- **TASK DESCRIPTION**
Begin with the first line below and retype each line exactly through the line containing "ChevronDown, ChevronsUp, ChevronsDown". Any pictures are to be left out.

- **DATA LINES**
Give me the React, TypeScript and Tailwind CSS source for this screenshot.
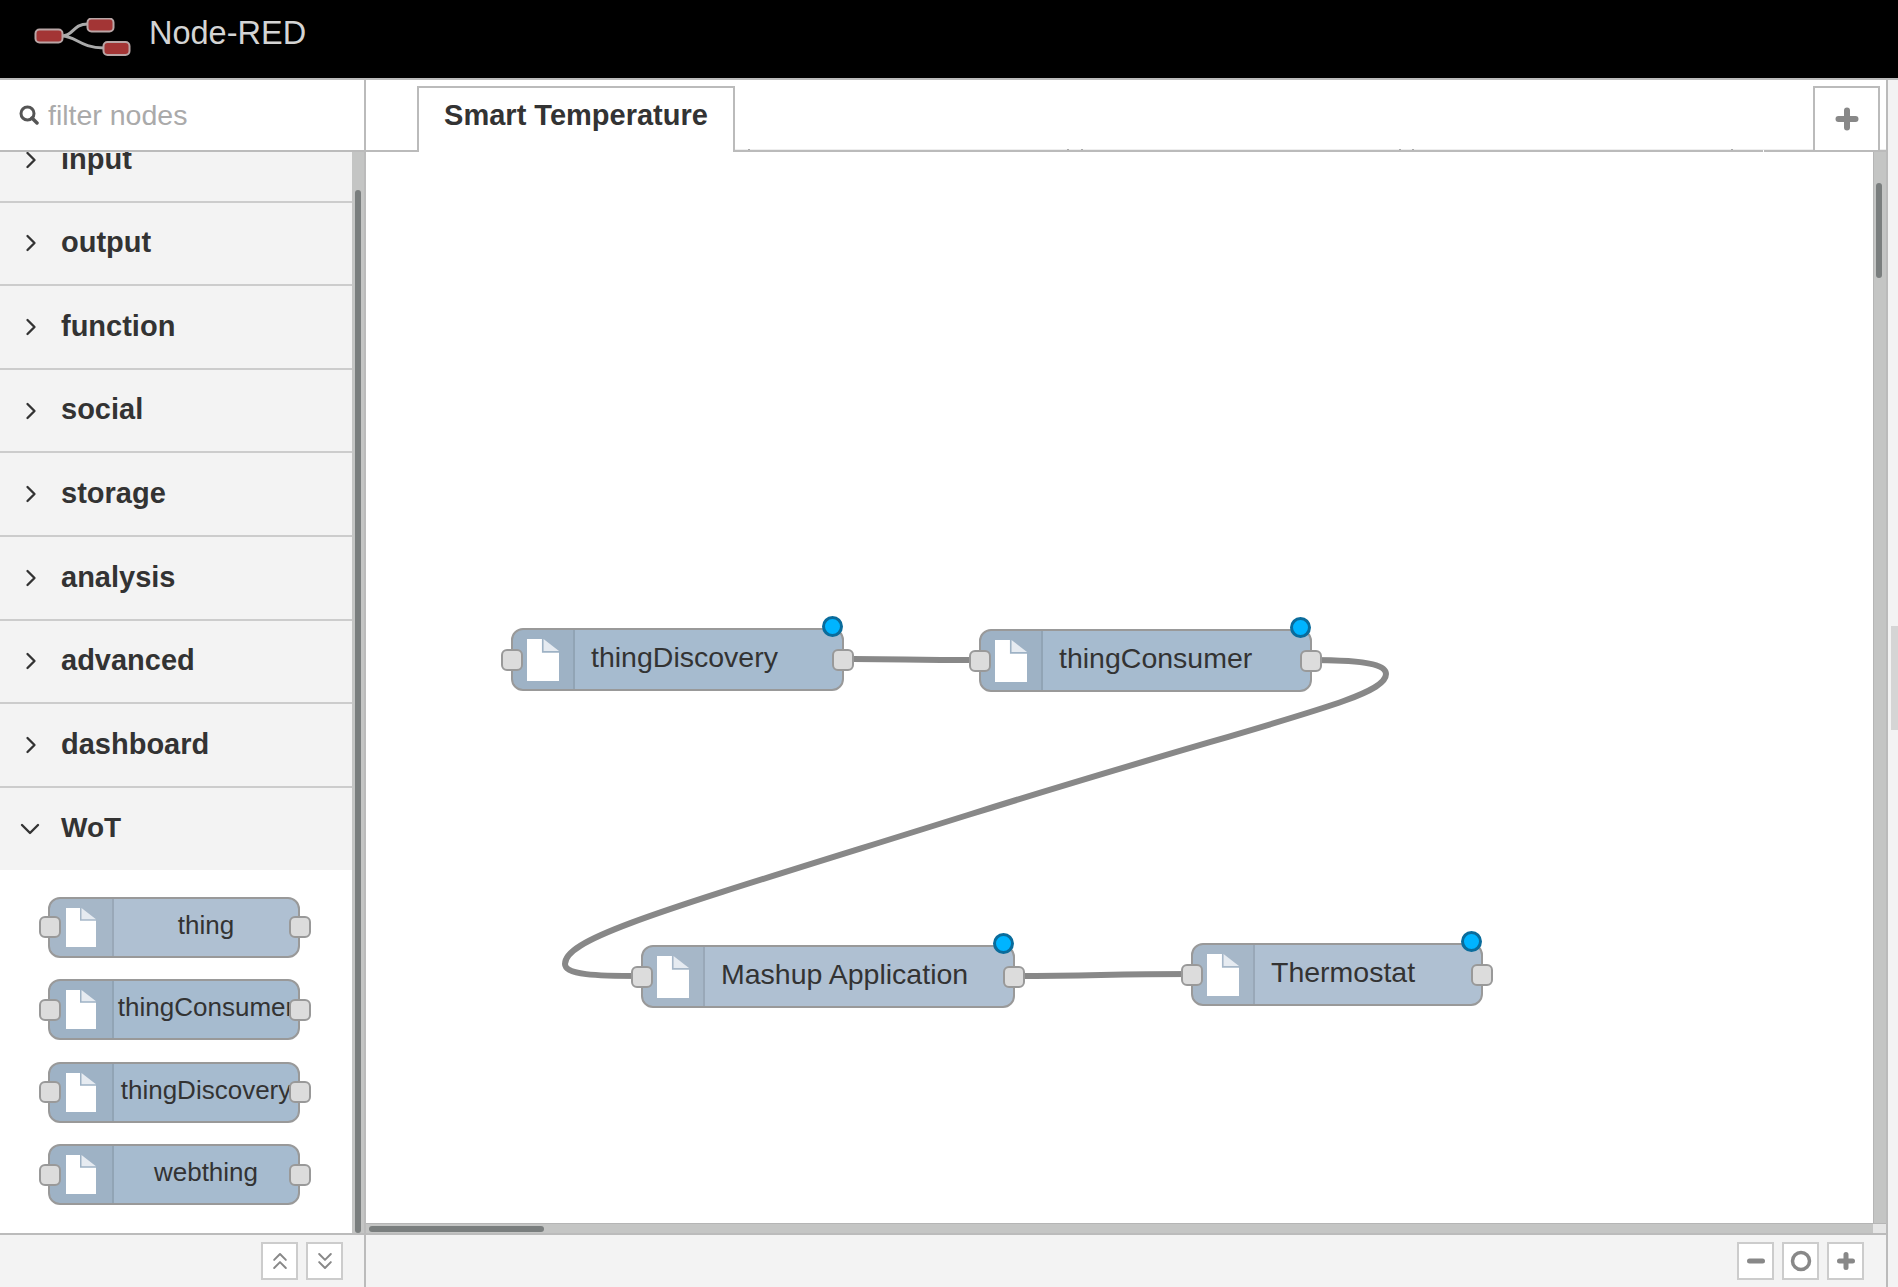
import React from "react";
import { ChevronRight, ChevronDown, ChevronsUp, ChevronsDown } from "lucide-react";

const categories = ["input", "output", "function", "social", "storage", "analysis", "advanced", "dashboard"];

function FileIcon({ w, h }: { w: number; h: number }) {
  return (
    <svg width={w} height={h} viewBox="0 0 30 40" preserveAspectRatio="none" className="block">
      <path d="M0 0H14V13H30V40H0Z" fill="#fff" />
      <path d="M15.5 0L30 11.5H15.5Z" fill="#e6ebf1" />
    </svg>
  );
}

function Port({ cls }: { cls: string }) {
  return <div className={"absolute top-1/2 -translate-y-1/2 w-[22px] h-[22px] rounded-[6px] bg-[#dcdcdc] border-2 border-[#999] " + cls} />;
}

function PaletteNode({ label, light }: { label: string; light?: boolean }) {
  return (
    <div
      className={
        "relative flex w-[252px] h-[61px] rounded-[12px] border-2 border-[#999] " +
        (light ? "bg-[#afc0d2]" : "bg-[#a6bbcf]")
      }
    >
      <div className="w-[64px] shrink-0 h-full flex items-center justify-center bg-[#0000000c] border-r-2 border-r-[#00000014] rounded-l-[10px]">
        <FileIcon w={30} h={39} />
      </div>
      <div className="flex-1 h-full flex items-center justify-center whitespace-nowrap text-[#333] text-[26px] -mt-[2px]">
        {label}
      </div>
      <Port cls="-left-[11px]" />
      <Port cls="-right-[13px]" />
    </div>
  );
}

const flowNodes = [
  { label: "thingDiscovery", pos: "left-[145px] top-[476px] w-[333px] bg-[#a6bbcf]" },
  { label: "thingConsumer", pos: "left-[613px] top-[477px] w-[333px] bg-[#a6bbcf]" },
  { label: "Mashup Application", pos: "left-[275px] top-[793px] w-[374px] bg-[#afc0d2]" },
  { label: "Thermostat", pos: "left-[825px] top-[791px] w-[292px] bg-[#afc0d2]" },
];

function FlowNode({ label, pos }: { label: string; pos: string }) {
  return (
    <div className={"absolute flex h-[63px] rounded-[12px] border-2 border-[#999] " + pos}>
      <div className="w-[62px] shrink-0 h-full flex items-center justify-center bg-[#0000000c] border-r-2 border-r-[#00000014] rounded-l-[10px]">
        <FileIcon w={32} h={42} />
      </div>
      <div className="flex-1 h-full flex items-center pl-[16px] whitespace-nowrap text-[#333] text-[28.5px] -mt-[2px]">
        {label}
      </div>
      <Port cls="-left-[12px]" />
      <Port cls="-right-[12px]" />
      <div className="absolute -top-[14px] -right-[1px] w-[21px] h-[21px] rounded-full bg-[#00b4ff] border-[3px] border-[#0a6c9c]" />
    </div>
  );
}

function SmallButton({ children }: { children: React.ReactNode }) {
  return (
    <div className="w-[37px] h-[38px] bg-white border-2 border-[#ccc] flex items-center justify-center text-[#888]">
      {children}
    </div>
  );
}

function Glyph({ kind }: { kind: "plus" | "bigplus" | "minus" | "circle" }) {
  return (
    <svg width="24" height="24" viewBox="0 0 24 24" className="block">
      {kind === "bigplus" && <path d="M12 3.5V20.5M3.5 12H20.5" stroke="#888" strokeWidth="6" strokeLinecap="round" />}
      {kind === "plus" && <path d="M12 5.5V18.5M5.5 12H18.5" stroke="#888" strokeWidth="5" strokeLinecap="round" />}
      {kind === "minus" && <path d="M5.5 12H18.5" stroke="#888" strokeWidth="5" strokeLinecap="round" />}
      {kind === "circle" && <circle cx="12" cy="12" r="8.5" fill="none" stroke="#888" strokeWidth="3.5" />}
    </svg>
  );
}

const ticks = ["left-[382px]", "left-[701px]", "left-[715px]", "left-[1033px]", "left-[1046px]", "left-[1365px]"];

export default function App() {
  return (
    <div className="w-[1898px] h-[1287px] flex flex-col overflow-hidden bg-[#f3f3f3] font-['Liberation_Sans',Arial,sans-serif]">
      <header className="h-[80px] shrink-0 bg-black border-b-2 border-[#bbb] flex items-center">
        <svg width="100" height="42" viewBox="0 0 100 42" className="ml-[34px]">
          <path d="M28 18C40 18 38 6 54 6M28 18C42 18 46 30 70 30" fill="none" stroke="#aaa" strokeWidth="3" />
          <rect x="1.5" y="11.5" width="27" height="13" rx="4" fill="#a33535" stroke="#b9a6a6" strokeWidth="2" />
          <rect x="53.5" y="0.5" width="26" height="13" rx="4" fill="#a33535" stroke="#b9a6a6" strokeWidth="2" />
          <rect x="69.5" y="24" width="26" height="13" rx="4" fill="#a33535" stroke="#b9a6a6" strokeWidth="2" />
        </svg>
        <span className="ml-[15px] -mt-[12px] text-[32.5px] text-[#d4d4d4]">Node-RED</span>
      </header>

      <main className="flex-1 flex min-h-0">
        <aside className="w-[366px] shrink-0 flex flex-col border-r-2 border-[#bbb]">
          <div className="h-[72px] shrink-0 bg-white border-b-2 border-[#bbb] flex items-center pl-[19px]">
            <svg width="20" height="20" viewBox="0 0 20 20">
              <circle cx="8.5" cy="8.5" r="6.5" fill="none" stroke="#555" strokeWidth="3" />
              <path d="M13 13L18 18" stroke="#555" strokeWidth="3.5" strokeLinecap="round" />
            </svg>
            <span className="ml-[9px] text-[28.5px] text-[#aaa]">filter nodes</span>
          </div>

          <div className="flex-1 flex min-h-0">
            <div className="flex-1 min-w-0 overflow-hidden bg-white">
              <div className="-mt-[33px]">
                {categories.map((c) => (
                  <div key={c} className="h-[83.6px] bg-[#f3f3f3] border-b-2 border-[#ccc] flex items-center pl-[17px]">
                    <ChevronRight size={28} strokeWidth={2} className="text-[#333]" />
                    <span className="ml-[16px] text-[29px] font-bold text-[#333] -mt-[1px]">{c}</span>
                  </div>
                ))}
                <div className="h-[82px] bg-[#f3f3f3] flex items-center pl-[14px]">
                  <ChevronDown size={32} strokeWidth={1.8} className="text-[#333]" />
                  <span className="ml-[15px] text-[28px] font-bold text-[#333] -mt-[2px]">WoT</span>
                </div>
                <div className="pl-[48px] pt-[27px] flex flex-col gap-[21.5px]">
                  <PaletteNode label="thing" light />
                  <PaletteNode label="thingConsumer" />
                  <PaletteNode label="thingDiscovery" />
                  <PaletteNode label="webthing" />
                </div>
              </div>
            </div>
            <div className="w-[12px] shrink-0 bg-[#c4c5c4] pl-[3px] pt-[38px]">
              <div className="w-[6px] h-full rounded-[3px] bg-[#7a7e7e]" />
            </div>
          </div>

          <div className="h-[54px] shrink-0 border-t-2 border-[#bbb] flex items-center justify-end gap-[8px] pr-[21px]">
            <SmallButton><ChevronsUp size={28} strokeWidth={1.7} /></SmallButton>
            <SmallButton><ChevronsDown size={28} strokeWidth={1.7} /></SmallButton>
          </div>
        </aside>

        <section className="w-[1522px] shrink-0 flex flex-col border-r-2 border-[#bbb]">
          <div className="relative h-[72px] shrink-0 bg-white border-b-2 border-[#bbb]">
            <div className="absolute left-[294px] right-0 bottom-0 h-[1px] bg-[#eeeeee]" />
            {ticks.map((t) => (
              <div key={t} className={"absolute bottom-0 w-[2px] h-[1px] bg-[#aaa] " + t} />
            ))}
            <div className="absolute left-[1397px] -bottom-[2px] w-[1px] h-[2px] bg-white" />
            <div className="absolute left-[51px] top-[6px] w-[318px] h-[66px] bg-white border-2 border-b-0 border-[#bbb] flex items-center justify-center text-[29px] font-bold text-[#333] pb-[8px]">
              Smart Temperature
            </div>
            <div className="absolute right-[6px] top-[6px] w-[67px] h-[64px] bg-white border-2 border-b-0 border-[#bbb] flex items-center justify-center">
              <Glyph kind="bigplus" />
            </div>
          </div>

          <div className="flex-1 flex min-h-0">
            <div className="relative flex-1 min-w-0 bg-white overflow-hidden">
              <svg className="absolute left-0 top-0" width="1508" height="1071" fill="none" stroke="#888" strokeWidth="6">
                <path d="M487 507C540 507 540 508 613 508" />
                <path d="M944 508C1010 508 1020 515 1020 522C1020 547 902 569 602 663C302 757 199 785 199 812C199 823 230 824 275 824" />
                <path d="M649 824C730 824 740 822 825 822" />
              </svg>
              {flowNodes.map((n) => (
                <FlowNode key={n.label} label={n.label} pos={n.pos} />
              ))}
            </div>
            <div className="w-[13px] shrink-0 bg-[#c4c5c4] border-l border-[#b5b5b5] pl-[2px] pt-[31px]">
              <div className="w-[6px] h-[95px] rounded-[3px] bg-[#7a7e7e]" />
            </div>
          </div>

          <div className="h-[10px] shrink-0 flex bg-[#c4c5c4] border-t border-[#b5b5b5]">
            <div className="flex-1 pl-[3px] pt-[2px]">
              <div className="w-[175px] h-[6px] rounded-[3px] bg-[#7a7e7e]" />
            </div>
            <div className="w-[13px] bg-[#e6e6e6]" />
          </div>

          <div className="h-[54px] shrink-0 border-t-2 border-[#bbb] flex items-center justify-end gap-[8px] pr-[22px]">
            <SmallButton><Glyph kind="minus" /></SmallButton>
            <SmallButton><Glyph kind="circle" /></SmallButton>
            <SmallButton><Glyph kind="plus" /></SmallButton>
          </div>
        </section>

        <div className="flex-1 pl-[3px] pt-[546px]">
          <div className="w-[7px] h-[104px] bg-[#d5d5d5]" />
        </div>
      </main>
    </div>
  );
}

- **PROBLEM SOLUTION**
Give me the React, TypeScript and Tailwind CSS source for this screenshot.
import React from "react";
import { ChevronRight, ChevronDown, ChevronsUp, ChevronsDown } from "lucide-react";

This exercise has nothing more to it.